Table 7 shows the optimized generation capacity from this basic model. As seen in
Table 7, there is no additional capacity installation from any renewable source. Additionally, there is no additional capacity installation from coal sources because it has higher construction and fuel costs over gas sources, as presented in
Table 3.
Table 2 shows a similar energy mix trend with respect to the generation amount.
In order to consider carbon emission problems, the CO
2 cost in Equation (5) was also added to the above basic model. As seen in the third columns of
Table 1 and
Table 2, the energy mix trends from this basic + CO
2 model are similar to those of the basic model because the CO
2 cost does not contribute much when compared with the construction cost.
Thus, in order to more actively consider carbon emission problems, the RPS constraint in Equation (9) and PV RPS constraint in Equation (10) were added to the above basic + CO
2 model. As seen in the fourth column of
Table 2, the portion of renewable energy sources from this basic + CO
2 + RPS model is increasing from 2.1%, initially, to 7.6% in 2020, to 13.0% in 2030, with respect to the generation amount because of the RPS constraint.
Table 6 shows a more detailed result about the generation amount of each energy source and total renewable percentage of each year, which satisfies the RPS constraint in Equation (9).
Table 1 shows similar trend of renewable energy portion with respect to generation capacity (4%, initially, to 15.8% in 2020, to 27.3% in 2030).
For this basic + CO
2 + RPS model optimization, the initial values of solution vector
were set to all zeros. However, this initial solution vector with zeros could not easily find any feasible solution vector. Thus, this study used a more elaborate initial vector. For the starting values of renewable source installed capacity
, yearly maximum values, instead of zero, were used. For example, if realizable potential in 2012 is 1868 MW and that in 2013 is 2018 MW, the starting value of installed capacity in 2013 becomes 150 MW. Using this improved initial vector, the basic + CO
2 + RPS model could easily find the optimal solution of $623 billion, which consists of $118 billion from construction cost, $66 billion from O and M cost, $370 billion from fuel cost, and $70 billion from CO
2 cost.
Figure 1 shows the convergence trend of this optimization computation.
Table 8 shows annually installed capacity of each energy source from the basic + CO
2 + RPS model. As seen in the table, there is no additional capacity installation from coal sources, while there are only three installations (6310 MW in 2012, 3262 MW in 2021, and 62 MW in 2030) from gas sources.
The results from the basic + CO
2 + RPS model also satisfy all the constraints.
Table 9 shows the results of the minimal supply requirement constraint. The second column of the table represents the total generation amount in each year and the third column represents the net supply amount, which is calculated by dividing the second column by
. The fourth column represents the demand amount and the fifth column represents the reserve-included demand, which is calculated by multiplying the fourth column and
. Thus, the third column should be greater or equal to the fifth column in this constraint, and results show that this constraint is satisfied.

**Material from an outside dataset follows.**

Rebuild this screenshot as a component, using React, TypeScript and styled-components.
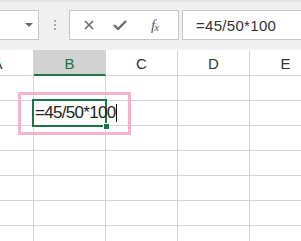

For the realizable potential constraint, the results satisfy each year’s maximal installation limits as shown in
Figure 2. As seen in the figure, the hydro source minimally fluctuates near the maximal installation line, while the wind source maximally fluctuates beneath the line.

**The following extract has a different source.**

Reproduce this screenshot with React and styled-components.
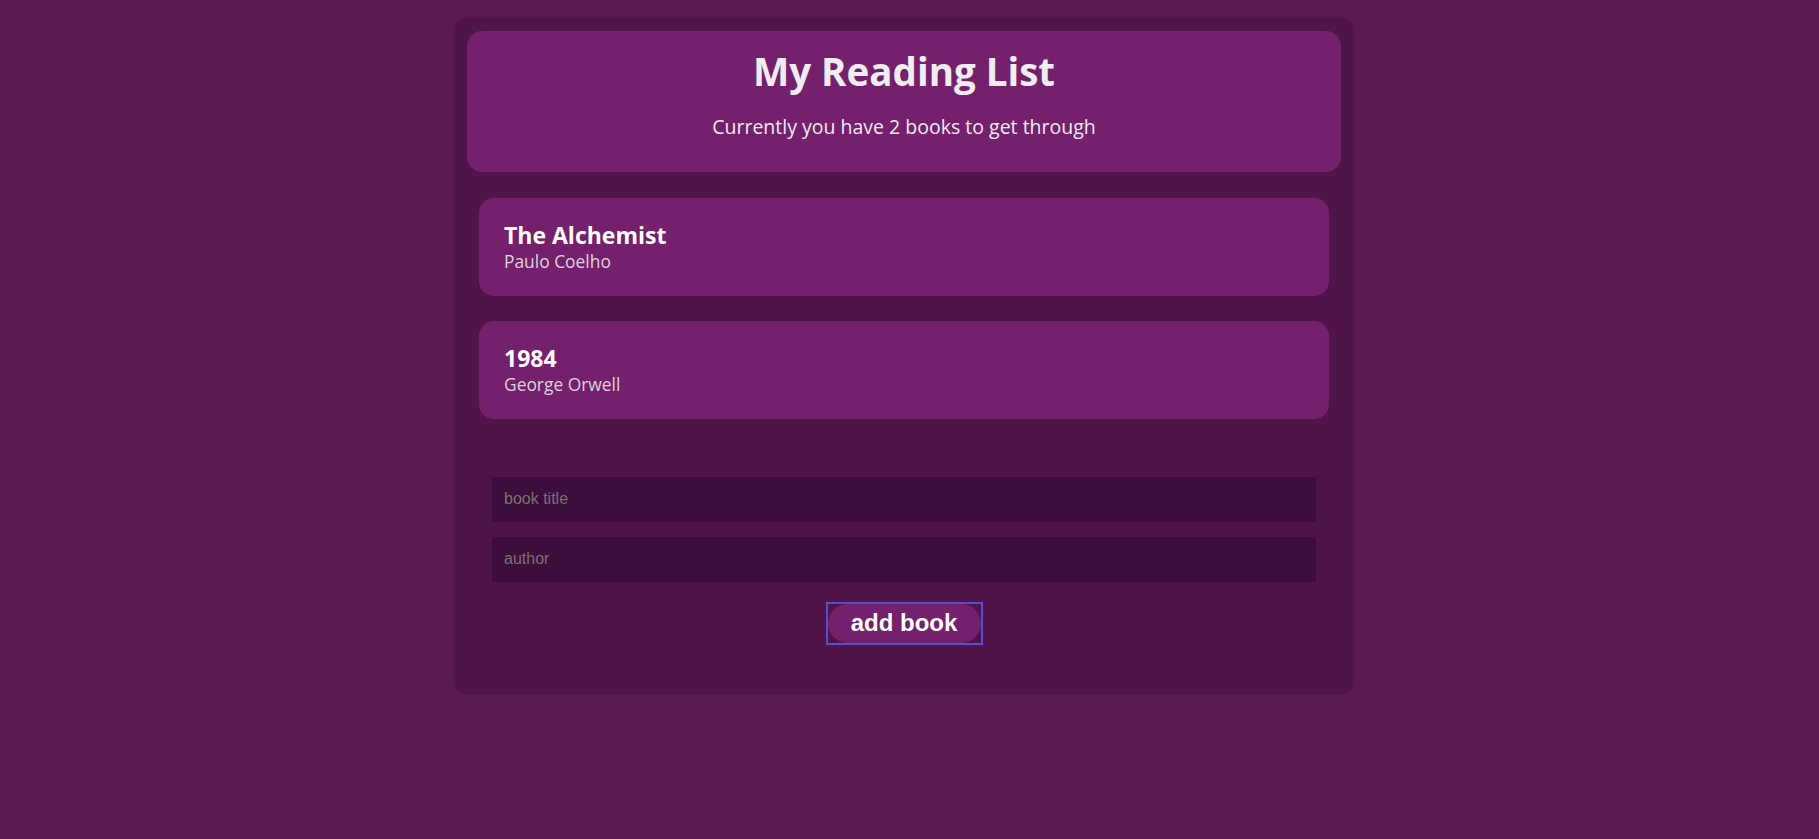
import React from "react";
import styled, { createGlobalStyle } from "styled-components";

const GlobalStyle = createGlobalStyle`
  html, body {
    margin: 0;
    padding: 0;
    background: #5a1953;
    font-family: "Open Sans", "Noto Sans", sans-serif;
  }
  * { box-sizing: border-box; }
`;

const Page = styled.div`
  padding: 18px 11px 0 0;
  min-height: 839px;
`;

const Panel = styled.div`
  width: 900px;
  margin: 0 auto;
  background: #4f1548;
  border-radius: 12px;
  padding: 13px 13px 50px;
`;

const Header = styled.header`
  background: #74206c;
  border-radius: 15px;
  text-align: center;
  padding: 17px 20px 33px;
`;

const Title = styled.h1`
  margin: 0;
  font-size: 38.5px;
  line-height: 46px;
  font-weight: 700;
  color: #f0edf0;
`;

const Subtitle = styled.p`
  margin: 20px 0 0;
  font-size: 19.5px;
  line-height: 25px;
  color: #f0edf0;
`;

const BookList = styled.ul`
  list-style: none;
  margin: 25.6px 0 0;
  padding: 0 12px;
  display: flex;
  flex-direction: column;
  gap: 25px;
`;

const BookCard = styled.li`
  background: #74206c;
  border-radius: 15px;
  padding: 23px 25px 24.4px;
`;

const BookTitle = styled.div`
  font-size: 23px;
  line-height: 29px;
  font-weight: 700;
  color: #ffffff;
`;

const BookAuthor = styled.div`
  font-size: 17.4px;
  line-height: 22px;
  color: #ddd3dc;
`;

const Form = styled.form`
  margin-top: 57.7px;
  padding: 0 25px;
  display: flex;
  flex-direction: column;
  align-items: center;
  gap: 15.3px;
`;

const Input = styled.input`
  width: 100%;
  height: 44.7px;
  border: none;
  outline: none;
  background: #3d0d3b;
  padding: 0 12px;
  font-family: "Liberation Sans", Arial, sans-serif;
  font-size: 16px;
  color: #eee;
  &::placeholder {
    color: #7b7270;
  }
`;

const ButtonFrame = styled.div`
  margin-top: 4.7px;
  border: 2px solid #5b4bd4;
  background: #4d1446;
  display: flex;
`;

const AddButton = styled.button`
  width: 153px;
  height: 39px;
  border: none;
  border-radius: 20px;
  background: #74206c;
  color: #ffffff;
  font-family: "Liberation Sans", Arial, sans-serif;
  font-weight: 700;
  font-size: 24px;
  padding: 0;
  cursor: pointer;
`;

const books = [
  { title: "The Alchemist", author: "Paulo Coelho" },
  { title: "1984", author: "George Orwell" },
];

export default function App() {
  return (
    <Page>
      <GlobalStyle />
      <Panel>
        <Header>
          <Title>My Reading List</Title>
          <Subtitle>Currently you have {books.length} books to get through</Subtitle>
        </Header>
        <BookList>
          {books.map((b) => (
            <BookCard key={b.title}>
              <BookTitle>{b.title}</BookTitle>
              <BookAuthor>{b.author}</BookAuthor>
            </BookCard>
          ))}
        </BookList>
        <Form onSubmit={(e) => e.preventDefault()}>
          <Input placeholder="book title" />
          <Input placeholder="author" />
          <ButtonFrame>
            <AddButton type="submit">add book</AddButton>
          </ButtonFrame>
        </Form>
      </Panel>
    </Page>
  );
}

The RPS constraint was already mentioned that it was met as observed in
Table 6, and for the PV RPS constraint, the PV generation amounts from 2012 to 2017 are much greater than PV RPS, as shown in
Table 6.
4. Conclusions and Policy Implications
This study proposed an optimal energy mix model for electricity generation in Korea up to 2030. The results showed that from the original energy mix of 32.4% of gas, 36.6% of coal, 28.9% of nuclear, and 2.1% of renewables in 2011, the mix will become 32.3% of gas, 28.3 of coal, 31.8% of nuclear, and 7.6% of renewables in 2020, and 26.9% of gas, 21.1% of coal, 39.0% of nuclear, and 13.0% of renewables in 2030. Contrary to a cost-only optimization model, the model with RPS constraint could produce more environment-friendly energy mix results.

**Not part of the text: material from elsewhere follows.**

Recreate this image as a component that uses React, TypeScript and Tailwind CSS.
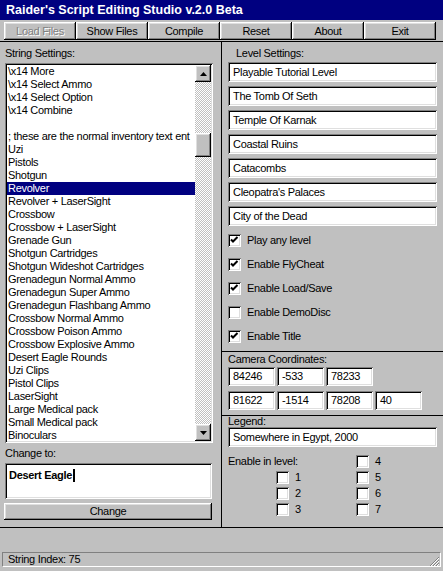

The proposed optimization model improved the exiting optimization formulation (unit of O and M cost, position of loss factor, yearly checking constraint, misused parenthesis,
etc.), used updated data (more recent RPS, scale of emission rate,
etc.), and provided more explanatory computational results. At the same time, this study tried to be as concise as possible by excluding cost-reducing effects which require complicated functions and corresponding coefficient values. Additionally, this study did not consider external costs from environmental damage because its deviation is still too high among experts [
4]. Otherwise, the nuclear portion in the energy mix could be less than current results, which can be a good future research topic.
Furthermore, future study should include more realistic formulation (age structure, scraping factor, etc.), and more up-to-date data (for example, more accurate data from the seventh electricity demand and supply plan and national greenhouse gas reduction targets, and more realistic cost data). This optimization model for nation-wide energy mix planning can be applicable not only to Korea, but also to any country as long as proper data can be collected. Thus, it is expected to see more application of this energy mix model to many other countries in the future for better planning their electricity generation, while including more green energies.